(Pages as source code)
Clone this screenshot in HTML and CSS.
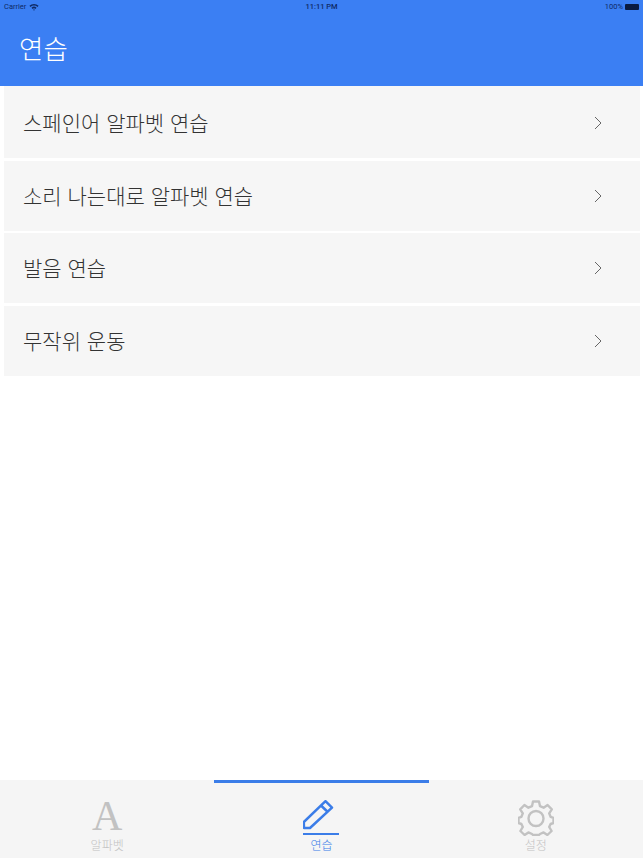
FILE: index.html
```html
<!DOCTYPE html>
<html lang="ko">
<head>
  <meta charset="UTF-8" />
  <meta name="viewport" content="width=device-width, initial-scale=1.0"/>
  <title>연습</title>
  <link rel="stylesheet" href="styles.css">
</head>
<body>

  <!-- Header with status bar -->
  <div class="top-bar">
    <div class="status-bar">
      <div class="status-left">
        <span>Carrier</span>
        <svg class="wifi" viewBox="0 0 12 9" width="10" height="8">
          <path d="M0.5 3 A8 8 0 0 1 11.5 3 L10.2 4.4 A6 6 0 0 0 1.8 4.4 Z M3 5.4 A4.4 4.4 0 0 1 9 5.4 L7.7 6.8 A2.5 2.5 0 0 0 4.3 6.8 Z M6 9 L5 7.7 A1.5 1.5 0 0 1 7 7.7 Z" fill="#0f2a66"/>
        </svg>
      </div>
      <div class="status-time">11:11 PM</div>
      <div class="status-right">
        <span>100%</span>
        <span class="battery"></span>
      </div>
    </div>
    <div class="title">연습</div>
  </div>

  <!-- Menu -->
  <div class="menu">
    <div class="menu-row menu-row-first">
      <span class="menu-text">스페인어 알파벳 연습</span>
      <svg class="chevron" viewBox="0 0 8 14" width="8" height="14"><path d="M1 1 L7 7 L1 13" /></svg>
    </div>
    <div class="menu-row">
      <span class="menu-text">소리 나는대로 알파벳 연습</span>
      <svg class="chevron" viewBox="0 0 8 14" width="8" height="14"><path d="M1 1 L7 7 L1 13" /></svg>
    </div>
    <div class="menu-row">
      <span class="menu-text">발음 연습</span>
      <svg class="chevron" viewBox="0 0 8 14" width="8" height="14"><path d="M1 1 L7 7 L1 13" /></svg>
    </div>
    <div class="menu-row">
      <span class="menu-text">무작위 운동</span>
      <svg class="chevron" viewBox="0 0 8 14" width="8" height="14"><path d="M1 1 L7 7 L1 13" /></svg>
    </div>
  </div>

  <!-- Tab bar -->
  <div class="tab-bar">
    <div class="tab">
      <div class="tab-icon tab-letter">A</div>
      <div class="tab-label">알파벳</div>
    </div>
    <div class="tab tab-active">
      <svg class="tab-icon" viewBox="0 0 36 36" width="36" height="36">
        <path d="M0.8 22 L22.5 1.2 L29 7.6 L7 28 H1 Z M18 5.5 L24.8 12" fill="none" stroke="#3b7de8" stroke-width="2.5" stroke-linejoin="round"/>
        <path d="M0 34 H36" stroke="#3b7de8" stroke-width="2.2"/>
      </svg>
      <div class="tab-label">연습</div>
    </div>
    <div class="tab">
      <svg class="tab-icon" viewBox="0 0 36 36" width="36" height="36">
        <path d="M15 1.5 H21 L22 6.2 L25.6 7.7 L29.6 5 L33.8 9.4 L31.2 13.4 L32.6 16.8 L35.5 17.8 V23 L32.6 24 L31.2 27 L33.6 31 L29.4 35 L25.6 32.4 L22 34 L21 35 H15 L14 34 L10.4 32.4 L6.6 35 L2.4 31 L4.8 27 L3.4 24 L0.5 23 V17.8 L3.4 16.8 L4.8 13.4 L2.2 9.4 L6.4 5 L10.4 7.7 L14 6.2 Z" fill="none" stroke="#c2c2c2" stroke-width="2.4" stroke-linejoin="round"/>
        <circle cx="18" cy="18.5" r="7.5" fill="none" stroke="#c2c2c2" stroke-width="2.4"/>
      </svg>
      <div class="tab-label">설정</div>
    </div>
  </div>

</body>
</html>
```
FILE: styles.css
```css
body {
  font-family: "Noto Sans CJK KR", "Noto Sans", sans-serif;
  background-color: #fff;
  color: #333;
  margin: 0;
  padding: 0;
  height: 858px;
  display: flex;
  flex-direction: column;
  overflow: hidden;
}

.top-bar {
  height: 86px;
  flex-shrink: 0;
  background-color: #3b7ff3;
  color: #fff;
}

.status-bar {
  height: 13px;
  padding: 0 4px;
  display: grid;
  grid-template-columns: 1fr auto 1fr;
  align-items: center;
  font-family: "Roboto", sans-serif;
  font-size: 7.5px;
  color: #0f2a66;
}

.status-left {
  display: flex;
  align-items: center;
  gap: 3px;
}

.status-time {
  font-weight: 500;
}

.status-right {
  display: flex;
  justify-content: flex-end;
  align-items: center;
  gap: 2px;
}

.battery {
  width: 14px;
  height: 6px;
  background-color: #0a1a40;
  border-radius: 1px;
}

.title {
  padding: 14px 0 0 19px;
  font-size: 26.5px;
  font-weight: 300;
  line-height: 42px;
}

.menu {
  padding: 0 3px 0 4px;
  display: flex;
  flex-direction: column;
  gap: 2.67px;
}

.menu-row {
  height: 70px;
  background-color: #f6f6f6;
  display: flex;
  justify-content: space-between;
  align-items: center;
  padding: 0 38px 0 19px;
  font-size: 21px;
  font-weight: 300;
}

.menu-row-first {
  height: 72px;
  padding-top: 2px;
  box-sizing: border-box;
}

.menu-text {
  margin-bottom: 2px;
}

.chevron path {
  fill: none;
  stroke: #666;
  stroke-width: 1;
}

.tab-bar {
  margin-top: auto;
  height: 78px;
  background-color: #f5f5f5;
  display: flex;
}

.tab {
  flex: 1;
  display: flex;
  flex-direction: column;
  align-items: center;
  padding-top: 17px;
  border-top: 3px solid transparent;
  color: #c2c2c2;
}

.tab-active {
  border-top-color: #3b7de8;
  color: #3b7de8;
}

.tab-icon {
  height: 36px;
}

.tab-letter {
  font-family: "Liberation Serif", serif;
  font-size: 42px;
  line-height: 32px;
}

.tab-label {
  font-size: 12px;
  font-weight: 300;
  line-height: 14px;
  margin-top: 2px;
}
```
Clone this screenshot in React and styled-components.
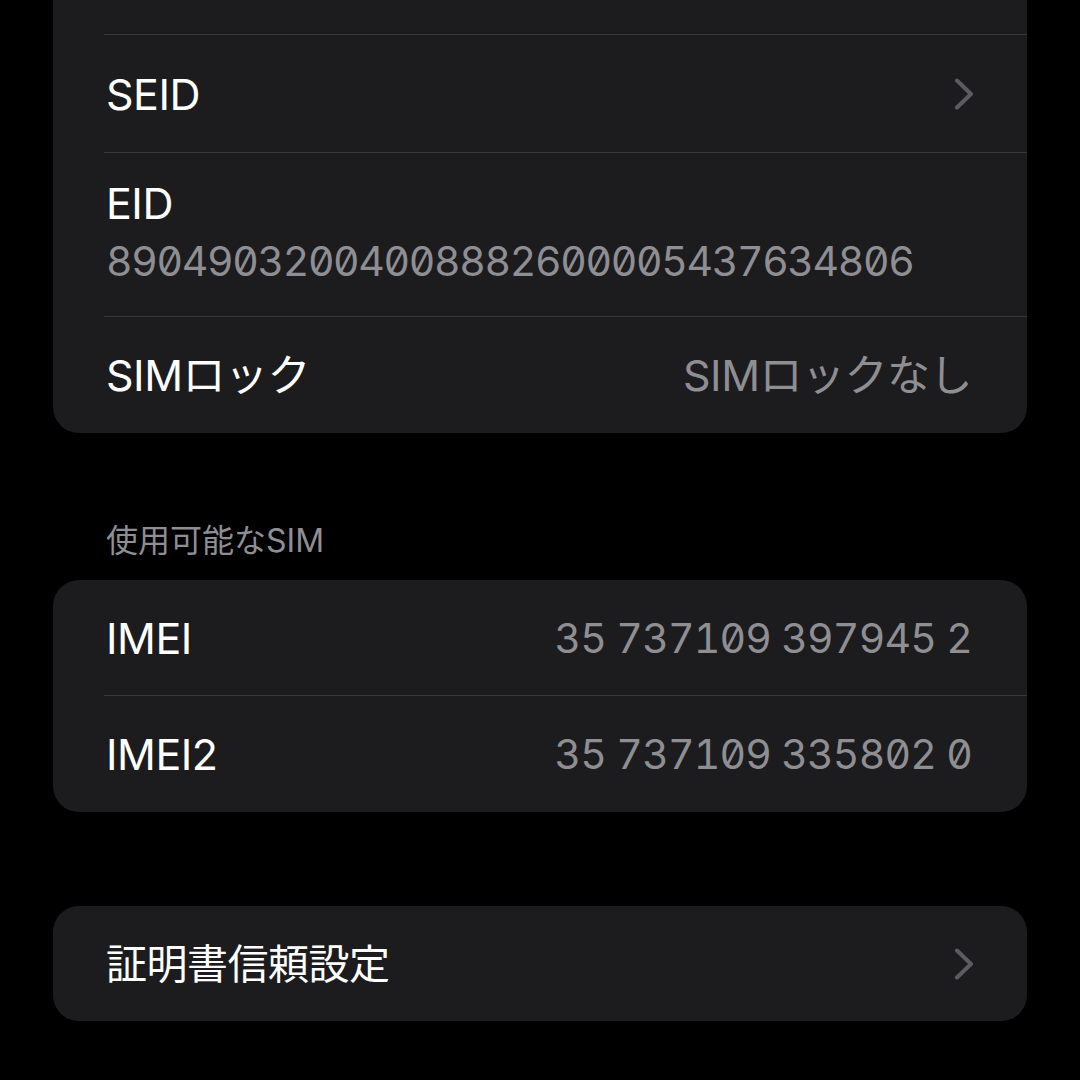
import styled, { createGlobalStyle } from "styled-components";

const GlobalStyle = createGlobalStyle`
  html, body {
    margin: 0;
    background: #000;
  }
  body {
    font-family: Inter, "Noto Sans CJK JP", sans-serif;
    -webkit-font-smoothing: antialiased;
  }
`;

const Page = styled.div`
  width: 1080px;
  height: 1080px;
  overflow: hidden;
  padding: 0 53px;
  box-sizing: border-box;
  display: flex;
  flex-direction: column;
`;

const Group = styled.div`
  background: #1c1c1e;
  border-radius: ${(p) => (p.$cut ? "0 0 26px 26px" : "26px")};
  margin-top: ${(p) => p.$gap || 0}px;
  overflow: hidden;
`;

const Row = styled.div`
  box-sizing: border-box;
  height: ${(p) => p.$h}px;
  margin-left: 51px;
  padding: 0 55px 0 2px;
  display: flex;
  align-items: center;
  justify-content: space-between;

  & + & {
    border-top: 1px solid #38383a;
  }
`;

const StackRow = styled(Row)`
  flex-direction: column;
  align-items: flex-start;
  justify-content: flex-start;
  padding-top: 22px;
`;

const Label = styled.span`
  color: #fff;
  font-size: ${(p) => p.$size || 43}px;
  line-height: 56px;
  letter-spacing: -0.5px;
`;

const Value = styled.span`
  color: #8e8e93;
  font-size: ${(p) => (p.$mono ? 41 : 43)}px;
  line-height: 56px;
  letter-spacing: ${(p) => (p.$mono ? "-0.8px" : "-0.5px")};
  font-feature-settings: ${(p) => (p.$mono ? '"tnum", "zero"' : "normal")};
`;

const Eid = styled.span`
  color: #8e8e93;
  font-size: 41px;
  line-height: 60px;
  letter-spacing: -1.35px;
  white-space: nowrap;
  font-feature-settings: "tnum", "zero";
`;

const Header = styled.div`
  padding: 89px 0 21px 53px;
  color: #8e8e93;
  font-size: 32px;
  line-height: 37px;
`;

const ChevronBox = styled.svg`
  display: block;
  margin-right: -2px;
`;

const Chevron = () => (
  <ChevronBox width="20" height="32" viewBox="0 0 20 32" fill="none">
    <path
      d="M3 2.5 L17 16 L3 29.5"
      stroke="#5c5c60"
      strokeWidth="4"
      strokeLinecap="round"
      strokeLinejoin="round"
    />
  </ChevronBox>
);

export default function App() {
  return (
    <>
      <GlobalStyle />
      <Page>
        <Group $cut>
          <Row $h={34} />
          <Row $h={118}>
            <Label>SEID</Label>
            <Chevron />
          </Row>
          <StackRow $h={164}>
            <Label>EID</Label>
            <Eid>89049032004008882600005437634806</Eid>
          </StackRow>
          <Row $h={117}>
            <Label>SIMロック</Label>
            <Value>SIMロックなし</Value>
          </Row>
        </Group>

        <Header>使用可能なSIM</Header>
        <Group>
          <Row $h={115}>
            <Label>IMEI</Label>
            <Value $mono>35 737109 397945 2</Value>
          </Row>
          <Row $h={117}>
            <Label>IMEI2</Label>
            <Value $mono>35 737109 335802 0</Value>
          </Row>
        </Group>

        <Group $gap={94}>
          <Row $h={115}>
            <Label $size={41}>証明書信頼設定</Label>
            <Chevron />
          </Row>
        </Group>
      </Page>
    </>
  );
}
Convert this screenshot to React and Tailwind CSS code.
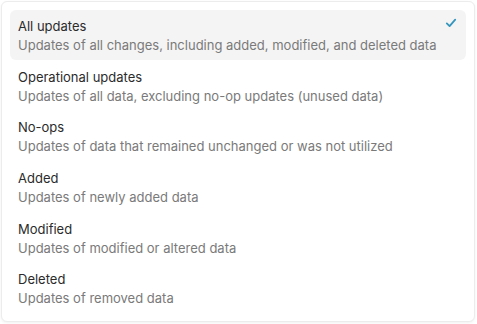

__GIVEN PROBLEM__: Using the listing above, gather each line that holds the string "this" and copy it.

__THE RESULT__:
Clone this screenshot in HTML and CSS.
Clone this screenshot in React and styled-components.
Convert this screenshot to React and Tailwind CSS code.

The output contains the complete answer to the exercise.